Kogonada, influenced by Japanese director Ozu Yasujiro, has previously worked on 'video essays' of other directors, and he uses all the knowledge he has built up to make this beautiful film, where the buildings become the third star. As A. A. Dowd says in the AV Club: "Come for the breath taking architectural scenery, stay for the likable pair staring up at it." John Cho is one of those actors who seems to demand your attention.

Monday, January 07, 2019

The Wild Pear Tree - Sunday 13th January 4:30pm

We have another classic Nuri Bilge Ceylan film for you this week. It will be no surprise to his fans to know it is as long as usual (and therefore an earlier start of 4:30pm), nor that it is as beautiful as ever. If there is a surprise it is that the usual thought-provoking dialogue contains much humour this time around:
‘I never thought I’d laugh this much during a Nuri Bilge Ceylan film...Ceylan delivers what might be his funniest, most politically poignant work yet. It also happens to be achingly personal’ - Bilge Ebiri, Village Voice.  

Remember the film starts at 4.30pm (it's 188 minutes long - back to usual time after this week).

Thursday, January 03, 2019

The Guardians - Sunday 6th January 5:30pm

Happy New Year! We hope you have a fantastic 2019 and that the club films help you enjoy it all the more.

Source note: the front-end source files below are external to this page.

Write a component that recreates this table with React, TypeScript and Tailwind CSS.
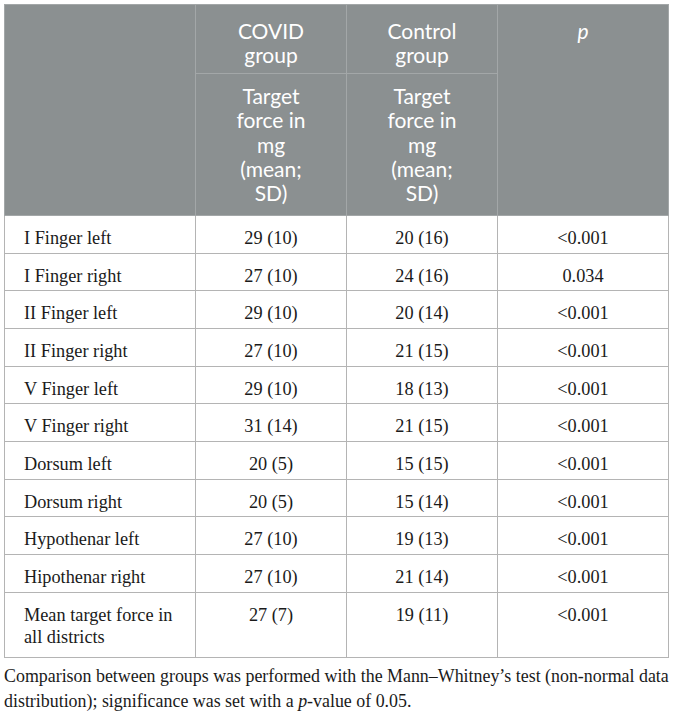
const rows: [string, string, string, string][] = [
  ["I Finger left", "29 (10)", "20 (16)", "<0.001"],
  ["I Finger right", "27 (10)", "24 (16)", "0.034"],
  ["II Finger left", "29 (10)", "20 (14)", "<0.001"],
  ["II Finger right", "27 (10)", "21 (15)", "<0.001"],
  ["V Finger left", "29 (10)", "18 (13)", "<0.001"],
  ["V Finger right", "31 (14)", "21 (15)", "<0.001"],
  ["Dorsum left", "20 (5)", "15 (15)", "<0.001"],
  ["Dorsum right", "20 (5)", "15 (14)", "<0.001"],
  ["Hypothenar left", "27 (10)", "19 (13)", "<0.001"],
  ["Hipothenar right", "27 (10)", "21 (14)", "<0.001"],
  ["Mean target force in all districts", "27 (7)", "19 (11)", "<0.001"],
];

const serif = "font-['Liberation_Serif','Times_New_Roman',serif]";
const sans = "font-['Lato','Open_Sans',sans-serif]";

export default function App() {
  return (
    <div className="w-[674px] h-[715px] bg-white pl-[4px] pt-[4px]">
      <table className="w-[664px] table-fixed border-collapse border border-[#c4c8c4]">
        <colgroup>
          <col className="w-[191px]" />
          <col className="w-[151px]" />
          <col className="w-[151px]" />
          <col className="w-[171px]" />
        </colgroup>
        <thead className={`${sans} bg-[#8b9091] text-white text-[21px] leading-[24.4px]`}>
          <tr>
            <th rowSpan={2} className="border border-[#a3a7a8]"></th>
            <th className="border border-[#a3a7a8] font-normal align-top px-3 pt-[14px] pb-[5px]">
              COVID
              <br />
              group
            </th>
            <th className="border border-[#a3a7a8] font-normal align-top px-3 pt-[14px] pb-[5px]">
              Control
              <br />
              group
            </th>
            <th
              rowSpan={2}
              className="border border-[#a3a7a8] font-normal italic align-top px-3 pt-[14px]"
            >
              p
            </th>
          </tr>
          <tr>
            <th className="border border-[#a3a7a8] font-normal align-top px-3 pt-[10px] pb-[9px]">
              Target
              <br />
              force in
              <br />
              mg
              <br />
              (mean;
              <br />
              SD)
            </th>
            <th className="border border-[#a3a7a8] font-normal align-top px-3 pt-[10px] pb-[9px]">
              Target
              <br />
              force in
              <br />
              mg
              <br />
              (mean;
              <br />
              SD)
            </th>
          </tr>
        </thead>
        <tbody className={`${serif} text-[18.3px] leading-[21.7px] text-[#1a1a1a]`}>
          {rows.map((r, i) => {
            const last = i === rows.length - 1;
            const pad = last ? "pt-[12px] pb-[9px]" : "pt-[12px] pb-[3px]";
            return (
              <tr key={i}>
                <td className={`border border-[#b4b4b4] align-top pl-[19px] pr-2 ${pad}`}>
                  {r[0]}
                </td>
                <td className={`border border-[#b4b4b4] align-top text-center ${pad}`}>{r[1]}</td>
                <td className={`border border-[#b4b4b4] align-top text-center ${pad}`}>{r[2]}</td>
                <td className={`border border-[#b4b4b4] align-top text-center ${pad}`}>{r[3]}</td>
              </tr>
            );
          })}
        </tbody>
      </table>
      <p className={`${serif} text-[17.9px] leading-[25px] text-[#1a1a1a] mt-[6px] w-[670px]`}>
        Comparison between groups was performed with the Mann–Whitney’s test (non-normal data
        distribution); significance was set with a <span className="italic">p</span>-value of 0.05.
      </p>
    </div>
  );
}
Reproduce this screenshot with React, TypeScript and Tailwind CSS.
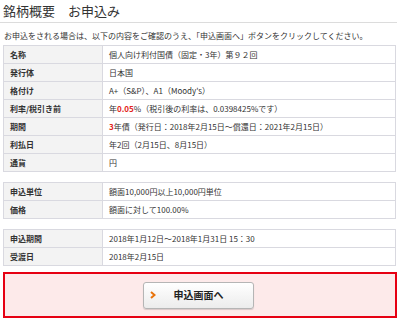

Our first film this season is The Guardians, from France (screening later than usual at 5:30pm).  A French film is nothing new for us, but this time it is one chosen by the members in our 20th Year vote. Directed by Xavier Beauvois, who brought us the magnificent ‘Of Gods and Men’ in 2010, The Guardians tells the story of the women left to run a farm in France when the men have been taken to fight in 1915. Hortense, finding there is too much work for her and her daughter Solange to cope with, takes on local girl Francine to help.